Analizzando più specificatamente la spesa sociale dei Comuni, che svolgono un ruolo centrale nella gestione della rete di interventi e servizi sociali sul territorio, vediamo che nel 2011, per la prima volta dal 2003, questa risulta in diminuzione rispetto all’anno precedente (per approfondimenti sulla spesa locale vedi anche il capitolo dedicato del Primo rapporto sul secondo welfare in Italia). Le risorse destinate dai Comuni alle politiche di welfare territoriale ammontano a circa 7 miliardi 27 milioni di euro (al netto della compartecipazione alla spesa da parte degli utenti e del Sistema Sanitario Nazionale), con una diminuzione dell’1% rispetto al 2010. Fra il 2010 e il 2011 la spesa pro-capite diminuisce in quasi tutte le regioni italiane ma, in rapporto ai valori preesistenti, il calo più consistente si osserva al Sud (-5%), dove i valori medi erano già nettamente al di sotto della media nazionale (50 euro contro i 150 euro del Nord-Est). Anche l’offerta di servizi varia notevolmente a seconda del contesto territoriale, come possiamo vedere, ad esempio, in materia di asili nido e servizi integrativi per la prima infanzia: i bambini che usufruiscono di asili nido comunali o finanziati dai comuni variano dal 3,5% del Sud al 17,1% del Nord-est, mentre la percentuale di Comuni che garantiscono la presenza del servizio varia dal 24,3% del Sud all’82,6% del Nord-Est.
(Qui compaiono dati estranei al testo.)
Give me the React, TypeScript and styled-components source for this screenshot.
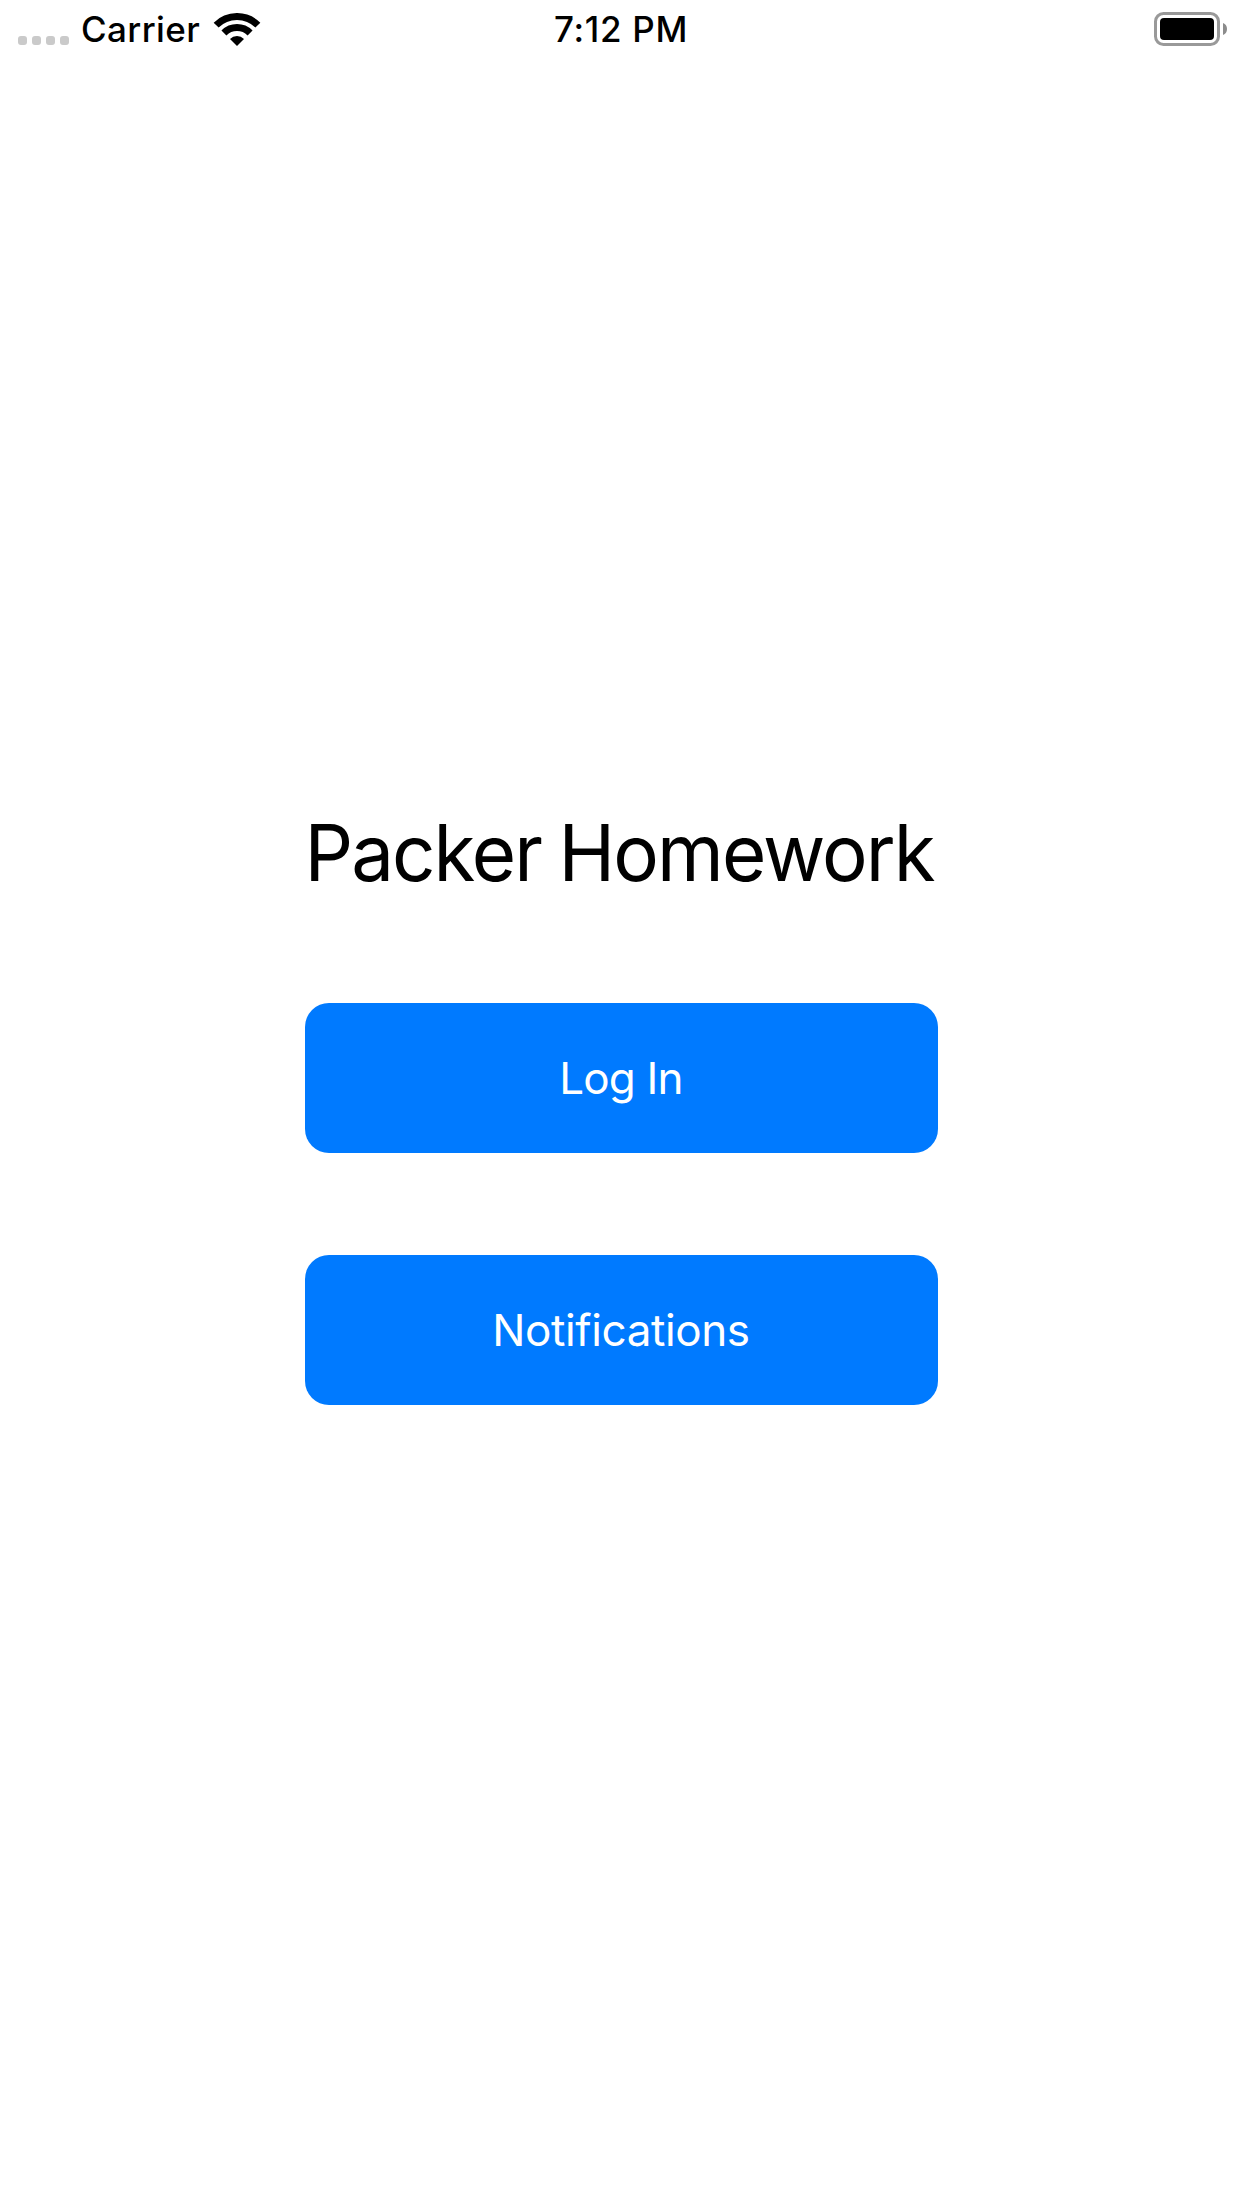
import React from "react";
import styled, { createGlobalStyle } from "styled-components";

const GlobalStyle = createGlobalStyle`
  *, *::before, *::after { box-sizing: border-box; }
  body {
    margin: 0;
    background: #fff;
    color: #000;
    font-family: Inter, "Liberation Sans", sans-serif;
  }
`;

const Screen = styled.div`
  display: flex;
  flex-direction: column;
  width: 1242px;
  height: 2208px;
  background: #fff;
  overflow: hidden;
`;

const StatusBar = styled.header`
  display: grid;
  grid-template-columns: 1fr auto 1fr;
  align-items: center;
  height: 60px;
  padding: 0 15px 2px 18px;
`;

const StatusText = styled.span<{ $spacing: number }>`
  font-size: 35px;
  font-weight: 500;
  line-height: 58px;
  letter-spacing: ${({ $spacing }) => $spacing}px;
  white-space: pre;
`;

const Clock = styled(StatusText)`
  margin-right: 3px;
`;

const Network = styled.div`
  display: flex;
  align-items: center;
`;

const Signal = styled.div`
  display: flex;
  gap: 5px;
  margin: 23px 12px 0 0;
`;

const Dot = styled.span`
  width: 9px;
  height: 9px;
  border-radius: 3px;
  background: #cacaca;
`;

const WifiIcon = styled.svg`
  width: 48px;
  height: 34px;
  margin: 2px 0 0 13px;
`;

const BatteryIcon = styled.svg`
  width: 73px;
  height: 34px;
  justify-self: end;
`;

const Content = styled.main`
  display: flex;
  flex-direction: column;
  align-items: center;
  padding-top: 744px;
`;

const Title = styled.h1`
  margin: 0 4px 101px 0;
  font-size: 78.5px;
  font-weight: 400;
  line-height: 98px;
  letter-spacing: -2px;
  word-spacing: -2px;
  white-space: nowrap;
  transform: scaleX(0.971);
`;

const Actions = styled.div`
  display: flex;
  flex-direction: column;
  gap: 102px;
`;

const Button = styled.button<{ $spacing: number }>`
  width: 633px;
  height: 150px;
  padding: 0;
  border: 0;
  border-radius: 24px;
  background: #007aff;
  color: #fff;
  font-family: inherit;
  font-size: 44px;
  font-weight: 400;
  line-height: 54px;
  letter-spacing: ${({ $spacing }) => $spacing}px;
`;

export default function App() {
  return (
    <>
      <GlobalStyle />
      <Screen>
        <StatusBar>
          <Network>
            <Signal>
              <Dot />
              <Dot />
              <Dot />
              <Dot />
            </Signal>
            <StatusText $spacing={0.4}>Carrier</StatusText>
            <WifiIcon viewBox="0 0 48 34" fill="none" stroke="#000">
              <path d="M3.14 12.14A29.5 29.5 0 0 1 44.86 12.14" strokeWidth="7" />
              <path d="M10.92 19.92A18.5 18.5 0 0 1 37.08 19.92" strokeWidth="7" />
              <path d="M24 33L17 26A9.9 9.9 0 0 1 31 26Z" fill="#000" stroke="none" />
            </WifiIcon>
          </Network>
          <Clock $spacing={0.7}>7:12 PM</Clock>
          <BatteryIcon viewBox="0 0 73 34">
            <rect x="1.5" y="1.5" width="63" height="31" rx="8" fill="none" stroke="#999" strokeWidth="3" />
            <rect x="6" y="6" width="54" height="22" rx="4" fill="#000" />
            <path d="M69 11Q73 12.5 73 17T69 23Z" fill="#8c8c8c" />
          </BatteryIcon>
        </StatusBar>
        <Content>
          <Title>Packer Homework</Title>
          <Actions>
            <Button $spacing={-0.8}>Log In</Button>
            <Button $spacing={-0.4}>Notifications</Button>
          </Actions>
        </Content>
      </Screen>
    </>
  );
}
Migliora la sanità ma peggiora la tutela della salute

Nel 2012, la spesa sanitaria pubblica è pari a circa 111 miliardi di euro, inferiore di circa l’1% rispetto al 2011 e dell’1,5% rispetto al 2010. Se la sanità pubblica fa passi in avanti verso una maggiore efficienza, contraendo il deficit delle Aziende sanitarie e migliorando l’appropriatezza organizzativa e clinica, si acuiscono invece le disuguaglianze nell’accesso alle prestazioni sanitarie. Durante la crisi, dal 2008 al 2011, le prestazioni a carico del settore pubblico si sono ridotte, compensate da quelle del settore privato a carico dei cittadini, col risultato che l’accessibilità alle cure sanitarie è più difficile per chi ha risorse economiche scarse o inadeguate. Nel 50,4% dei casi, chi rinuncia ad una prestazione sanitaria lo fa per motivi economici, nel 32,4% a causa delle liste di attesa o eccessiva distanza dalle strutture. Nel 2012, l’11,1% dei cittadini ha dichiarato di aver rinunciato alle cure (accertamenti o visite specialistiche non odontoiatriche, interventi chirurgici o acquisto di farmaci). Tale quota sale al 13,2% fra le donne mentre a livello territoriale è più elevata nel Mezzogiorno (15% circa).

Più emigrazione, meno immigrazione

La crisi impatta anche sui flussi migratori. Gli ingressi di cittadini stranieri sono in calo (il 27,7% in meno rispetto al 2007), e contemporaneamente aumenta il numero di stranieri che lasciano l’Italia, circa 38 mila cancellazioni nel 2012 (+17,9% rispetto all’anno precedente). Per quanto riguarda, invece, i cittadini italiani, sono sempre più numerosi quelli che si trasferiscono all’estero: nel 2012 il numero di emigrati italiani è pari a 68 mila unità, il più alto degli ultimi dieci anni, ed è cresciuto del 35,8% rispetto al 2011.

Proseguono infine a ritmi sostenuti le migrazioni interne: permane infatti un saldo migratorio dal Mezzogiorno verso il Centro-Nord sempre negativo che, in media, nel decennio 2003-2013 è pari a 87 mila unità all’anno.